───── Supplied material ─────

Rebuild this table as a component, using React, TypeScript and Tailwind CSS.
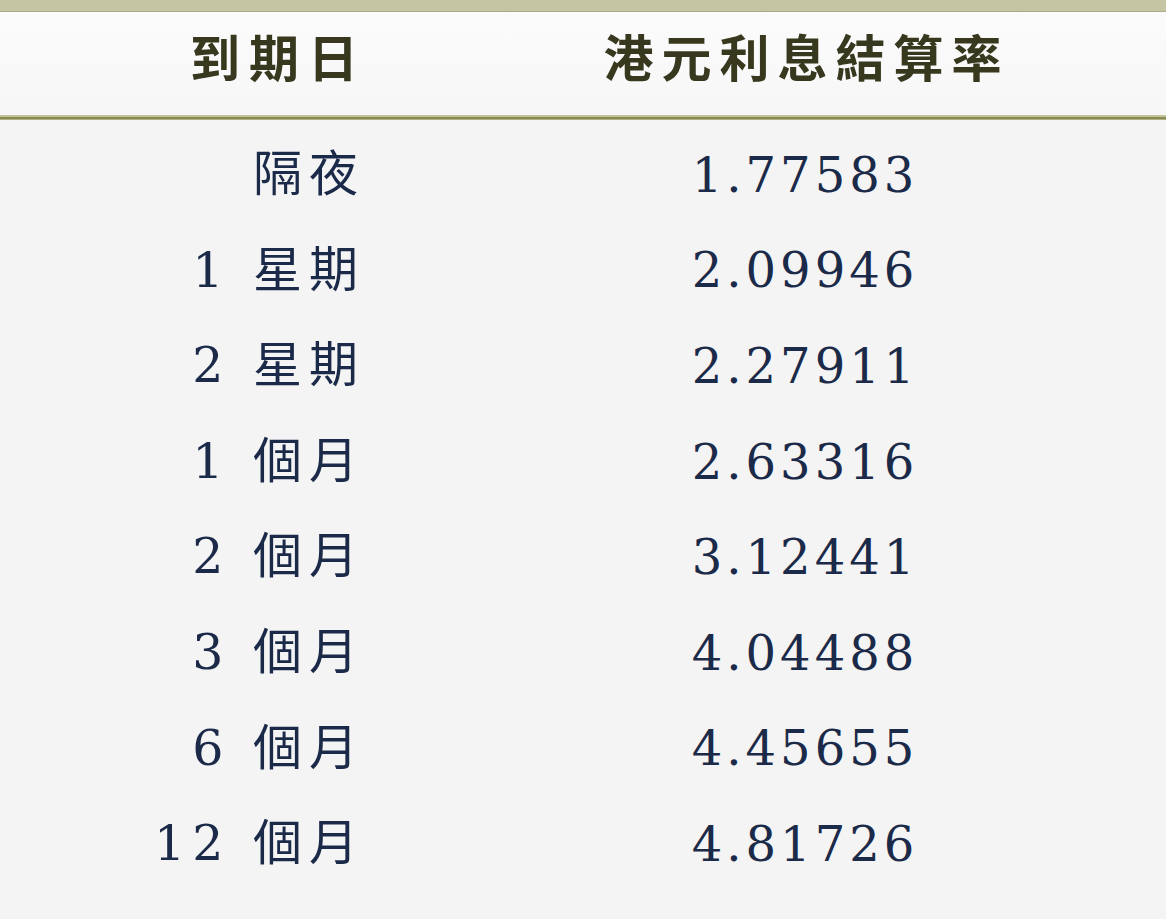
const rows: { term: string; rate: string }[] = [
	{ term: "隔夜", rate: "1.77583" },
	{ term: "1 星期", rate: "2.09946" },
	{ term: "2 星期", rate: "2.27911" },
	{ term: "1 個月", rate: "2.63316" },
	{ term: "2 個月", rate: "3.12441" },
	{ term: "3 個月", rate: "4.04488" },
	{ term: "6 個月", rate: "4.45655" },
	{ term: "12 個月", rate: "4.81726" },
];

const cjk = "font-['Noto_Sans_CJK_TC','Noto_Sans',sans-serif]";
const mixed = "font-['DejaVu_Serif','Noto_Sans_CJK_TC',serif]";

const App = () => {
	return (
		<div className="w-[1166px] h-[919px] bg-[#f4f4f4] overflow-hidden">
			<div className="h-[12px] bg-[#c5c5a3] border-b border-[#a9a98e]" />
			<div className="h-[103px] bg-gradient-to-b from-[#fbfbfb] to-[#f7f7f7] flex items-center pb-[18px]">
				<div
					className={`w-[367px] shrink-0 text-right text-[50px] leading-none font-bold tracking-[9px] text-[#38381f] ${cjk}`}
				>
					到期日
				</div>
				<div
					className={`flex-1 text-center text-[50px] leading-none font-bold tracking-[8px] pl-[80px] text-[#38381f] ${cjk}`}
				>
					港元利息結算率
				</div>
			</div>
			<div className="h-[2px] bg-[#c4c49a]" />
			<div className="h-[2px] bg-[#8a8a55]" />
			<div className="h-[1px] bg-[#b0b080]" />
			<div className="flex flex-col pt-[7px]">
				{rows.map((row) => (
					<div key={row.term} className="h-[95.6px] flex items-center">
						<div
							className={`w-[365px] shrink-0 text-right text-[49px] tracking-[7px] text-[#1b2a48] ${mixed}`}
						>
							{row.term}
						</div>
						<div className="flex-1 text-center pl-[79px] text-[48px] tracking-[4px] text-[#1b2a48] font-['DejaVu_Serif',serif]">
							{row.rate}
						</div>
					</div>
				))}
			</div>
		</div>
	);
};

export default App;
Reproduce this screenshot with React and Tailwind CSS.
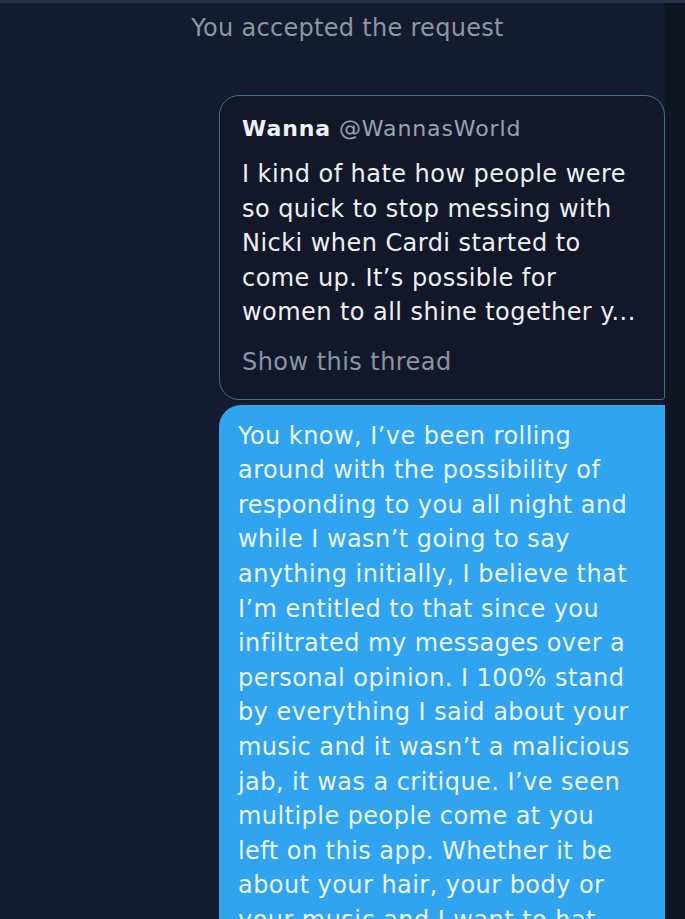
const quoteLines = [
  "I kind of hate how people were",
  "so quick to stop messing with",
  "Nicki when Cardi started to",
  "come up. It’s possible for",
  "women to all shine together y...",
];

const replyLines = [
  "You know, I’ve been rolling",
  "around with the possibility of",
  "responding to you all night and",
  "while I wasn’t going to say",
  "anything initially, I believe that",
  "I’m entitled to that since you",
  "infiltrated my messages over a",
  "personal opinion. I 100% stand",
  "by everything I said about your",
  "music and it wasn’t a malicious",
  "jab, it was a critique. I’ve seen",
  "multiple people come at you",
  "left on this app. Whether it be",
  "about your hair, your body or",
  "your music and I want to hat",
];

export default function App() {
  return (
    <div
      className="w-[685px] h-[919px] overflow-hidden flex bg-[#141b2e] border-t-[3px] border-[#26324a]"
      style={{ fontFamily: '"DejaVu Sans", "Liberation Sans", sans-serif' }}
    >
      <div className="flex-1 flex flex-col">
        {/* System notice */}
        <div className="pl-[30px] pt-[8px] text-center text-[24px] leading-[34px] tracking-[0.3px] text-[#8d97a6]">
          You accepted the request
        </div>

        <div className="ml-auto w-[446px] mt-[50px] flex flex-col gap-[5px]">
          {/* Quoted tweet */}
          <div className="border-[1.5px] border-[#3e6d8e] rounded-[20px] rounded-br-[3px] bg-[#121829] pl-[22px] pr-[8px] pt-[19px] pb-[19px]">
            <div className="text-[22px] leading-[28px] tracking-[0.9px] text-[#eef0f3]">
              <span className="font-bold">Wanna</span>{" "}
              <span className="text-[#9aa3b0]">@WannasWorld</span>
            </div>
            <div className="mt-[14px] text-[24px] leading-[34.6px] tracking-[0.45px] text-[#eef0f3]">
              {quoteLines.map((line) => (
                <div key={line} className="whitespace-nowrap">
                  {line}
                </div>
              ))}
            </div>
            <div className="mt-[15px] text-[24px] leading-[34.6px] tracking-[0.45px] text-[#8c95a3]">
              Show this thread
            </div>
          </div>

          {/* Reply bubble */}
          <div className="bg-[#30a4ef] rounded-tl-[22px] pl-[19px] pt-[14px] pb-[20px] text-[24px] leading-[34.6px] tracking-[0.45px] text-[#eaf5fc]">
            {replyLines.map((line) => (
              <div key={line} className="whitespace-nowrap">
                {line}
              </div>
            ))}
          </div>
        </div>
      </div>
      <div className="w-[20px] bg-[#0f1523]" />
    </div>
  );
}
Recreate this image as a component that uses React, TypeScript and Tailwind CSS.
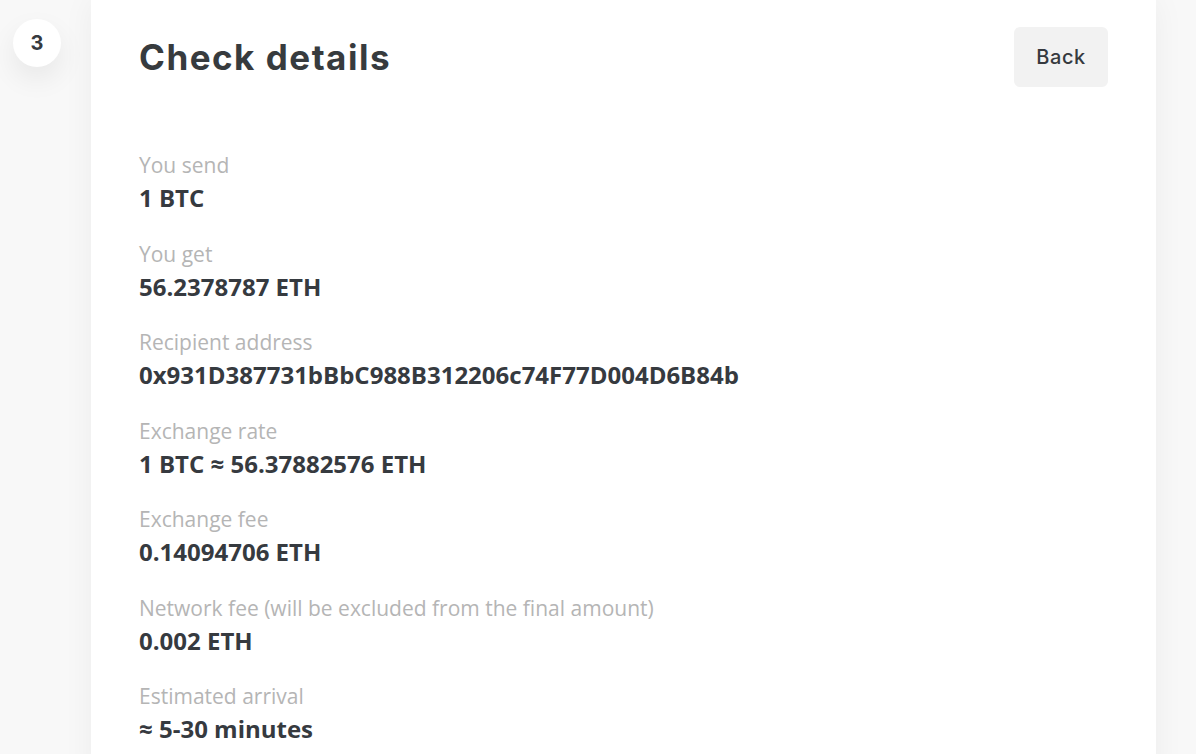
import React from "react";

const rows: { label: string; value: string }[] = [
  { label: "You send", value: "1 BTC" },
  { label: "You get", value: "56.2378787 ETH" },
  { label: "Recipient address", value: "0x931D387731bBbC988B312206c74F77D004D6B84b" },
  { label: "Exchange rate", value: "1 BTC ≈ 56.37882576 ETH" },
  { label: "Exchange fee", value: "0.14094706 ETH" },
  { label: "Network fee (will be excluded from the final amount)", value: "0.002 ETH" },
  { label: "Estimated arrival", value: "≈ 5-30 minutes" },
];

export default function App() {
  return (
    <div className="min-h-screen w-full bg-[#f8f8f8] overflow-hidden font-['Open_Sans',sans-serif]">
      <div className="flex">
        {/* step marker */}
        <div className="w-[91px] shrink-0 pt-[19px] pl-[13px]">
          <div className="w-12 h-12 rounded-full bg-white flex items-center justify-center shadow-[0_12px_28px_rgba(0,0,0,0.07)] text-[#363a3f] text-[20px] font-bold font-['Inter',sans-serif]">
            3
          </div>
        </div>

        {/* card */}
        <div className="w-[1065px] shrink-0 bg-white shadow-[0_0_30px_rgba(0,0,0,0.05)] px-12 pt-[27px] pb-10 min-h-screen">
          <div className="flex items-center justify-between h-[60px]">
            <h1 className="text-[35px] leading-none font-bold text-[#373b3e] tracking-[1.5px] font-['Inter',sans-serif]">
              Check details
            </h1>
            <button className="w-[94px] h-[60px] rounded-md bg-[#f2f2f2] text-[#363a3f] text-[20px] font-medium tracking-[0.6px] font-['Inter',sans-serif]">
              Back
            </button>
          </div>

          <div className="mt-[64px] flex flex-col gap-[25.5px]">
            {rows.map((r) => (
              <div key={r.label}>
                <div className="text-[21px] leading-[28px] text-[#b5b5b5]">{r.label}</div>
                <div className="mt-[3px] text-[24px] leading-[32px] font-bold text-[#363a3f]">{r.value}</div>
              </div>
            ))}
          </div>
        </div>
      </div>
    </div>
  );
}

─────

> **The problem**
Take the entries shown above and quote them verbatim, passing over the pictures.

> **Full response**
Rebuild this table as a component, using React, TypeScript and Tailwind CSS.
const rows: { term: string; rate: string }[] = [
	{ term: "隔夜", rate: "1.77583" },
	{ term: "1 星期", rate: "2.09946" },
	{ term: "2 星期", rate: "2.27911" },
	{ term: "1 個月", rate: "2.63316" },
	{ term: "2 個月", rate: "3.12441" },
	{ term: "3 個月", rate: "4.04488" },
	{ term: "6 個月", rate: "4.45655" },
	{ term: "12 個月", rate: "4.81726" },
];

const cjk = "font-['Noto_Sans_CJK_TC','Noto_Sans',sans-serif]";
const mixed = "font-['DejaVu_Serif','Noto_Sans_CJK_TC',serif]";

const App = () => {
	return (
		<div className="w-[1166px] h-[919px] bg-[#f4f4f4] overflow-hidden">
			<div className="h-[12px] bg-[#c5c5a3] border-b border-[#a9a98e]" />
			<div className="h-[103px] bg-gradient-to-b from-[#fbfbfb] to-[#f7f7f7] flex items-center pb-[18px]">
				<div
					className={`w-[367px] shrink-0 text-right text-[50px] leading-none font-bold tracking-[9px] text-[#38381f] ${cjk}`}
				>
					到期日
				</div>
				<div
					className={`flex-1 text-center text-[50px] leading-none font-bold tracking-[8px] pl-[80px] text-[#38381f] ${cjk}`}
				>
					港元利息結算率
				</div>
			</div>
			<div className="h-[2px] bg-[#c4c49a]" />
			<div className="h-[2px] bg-[#8a8a55]" />
			<div className="h-[1px] bg-[#b0b080]" />
			<div className="flex flex-col pt-[7px]">
				{rows.map((row) => (
					<div key={row.term} className="h-[95.6px] flex items-center">
						<div
							className={`w-[365px] shrink-0 text-right text-[49px] tracking-[7px] text-[#1b2a48] ${mixed}`}
						>
							{row.term}
						</div>
						<div className="flex-1 text-center pl-[79px] text-[48px] tracking-[4px] text-[#1b2a48] font-['DejaVu_Serif',serif]">
							{row.rate}
						</div>
					</div>
				))}
			</div>
		</div>
	);
};

export default App;
Reproduce this screenshot with React and Tailwind CSS.
const quoteLines = [
  "I kind of hate how people were",
  "so quick to stop messing with",
  "Nicki when Cardi started to",
  "come up. It’s possible for",
  "women to all shine together y...",
];

const replyLines = [
  "You know, I’ve been rolling",
  "around with the possibility of",
  "responding to you all night and",
  "while I wasn’t going to say",
  "anything initially, I believe that",
  "I’m entitled to that since you",
  "infiltrated my messages over a",
  "personal opinion. I 100% stand",
  "by everything I said about your",
  "music and it wasn’t a malicious",
  "jab, it was a critique. I’ve seen",
  "multiple people come at you",
  "left on this app. Whether it be",
  "about your hair, your body or",
  "your music and I want to hat",
];

export default function App() {
  return (
    <div
      className="w-[685px] h-[919px] overflow-hidden flex bg-[#141b2e] border-t-[3px] border-[#26324a]"
      style={{ fontFamily: '"DejaVu Sans", "Liberation Sans", sans-serif' }}
    >
      <div className="flex-1 flex flex-col">
        {/* System notice */}
        <div className="pl-[30px] pt-[8px] text-center text-[24px] leading-[34px] tracking-[0.3px] text-[#8d97a6]">
          You accepted the request
        </div>

        <div className="ml-auto w-[446px] mt-[50px] flex flex-col gap-[5px]">
          {/* Quoted tweet */}
          <div className="border-[1.5px] border-[#3e6d8e] rounded-[20px] rounded-br-[3px] bg-[#121829] pl-[22px] pr-[8px] pt-[19px] pb-[19px]">
            <div className="text-[22px] leading-[28px] tracking-[0.9px] text-[#eef0f3]">
              <span className="font-bold">Wanna</span>{" "}
              <span className="text-[#9aa3b0]">@WannasWorld</span>
            </div>
            <div className="mt-[14px] text-[24px] leading-[34.6px] tracking-[0.45px] text-[#eef0f3]">
              {quoteLines.map((line) => (
                <div key={line} className="whitespace-nowrap">
                  {line}
                </div>
              ))}
            </div>
            <div className="mt-[15px] text-[24px] leading-[34.6px] tracking-[0.45px] text-[#8c95a3]">
              Show this thread
            </div>
          </div>

          {/* Reply bubble */}
          <div className="bg-[#30a4ef] rounded-tl-[22px] pl-[19px] pt-[14px] pb-[20px] text-[24px] leading-[34.6px] tracking-[0.45px] text-[#eaf5fc]">
            {replyLines.map((line) => (
              <div key={line} className="whitespace-nowrap">
                {line}
              </div>
            ))}
          </div>
        </div>
      </div>
      <div className="w-[20px] bg-[#0f1523]" />
    </div>
  );
}
Recreate this image as a component that uses React, TypeScript and Tailwind CSS.
import React from "react";

const rows: { label: string; value: string }[] = [
  { label: "You send", value: "1 BTC" },
  { label: "You get", value: "56.2378787 ETH" },
  { label: "Recipient address", value: "0x931D387731bBbC988B312206c74F77D004D6B84b" },
  { label: "Exchange rate", value: "1 BTC ≈ 56.37882576 ETH" },
  { label: "Exchange fee", value: "0.14094706 ETH" },
  { label: "Network fee (will be excluded from the final amount)", value: "0.002 ETH" },
  { label: "Estimated arrival", value: "≈ 5-30 minutes" },
];

export default function App() {
  return (
    <div className="min-h-screen w-full bg-[#f8f8f8] overflow-hidden font-['Open_Sans',sans-serif]">
      <div className="flex">
        {/* step marker */}
        <div className="w-[91px] shrink-0 pt-[19px] pl-[13px]">
          <div className="w-12 h-12 rounded-full bg-white flex items-center justify-center shadow-[0_12px_28px_rgba(0,0,0,0.07)] text-[#363a3f] text-[20px] font-bold font-['Inter',sans-serif]">
            3
          </div>
        </div>

        {/* card */}
        <div className="w-[1065px] shrink-0 bg-white shadow-[0_0_30px_rgba(0,0,0,0.05)] px-12 pt-[27px] pb-10 min-h-screen">
          <div className="flex items-center justify-between h-[60px]">
            <h1 className="text-[35px] leading-none font-bold text-[#373b3e] tracking-[1.5px] font-['Inter',sans-serif]">
              Check details
            </h1>
            <button className="w-[94px] h-[60px] rounded-md bg-[#f2f2f2] text-[#363a3f] text-[20px] font-medium tracking-[0.6px] font-['Inter',sans-serif]">
              Back
            </button>
          </div>

          <div className="mt-[64px] flex flex-col gap-[25.5px]">
            {rows.map((r) => (
              <div key={r.label}>
                <div className="text-[21px] leading-[28px] text-[#b5b5b5]">{r.label}</div>
                <div className="mt-[3px] text-[24px] leading-[32px] font-bold text-[#363a3f]">{r.value}</div>
              </div>
            ))}
          </div>
        </div>
      </div>
    </div>
  );
}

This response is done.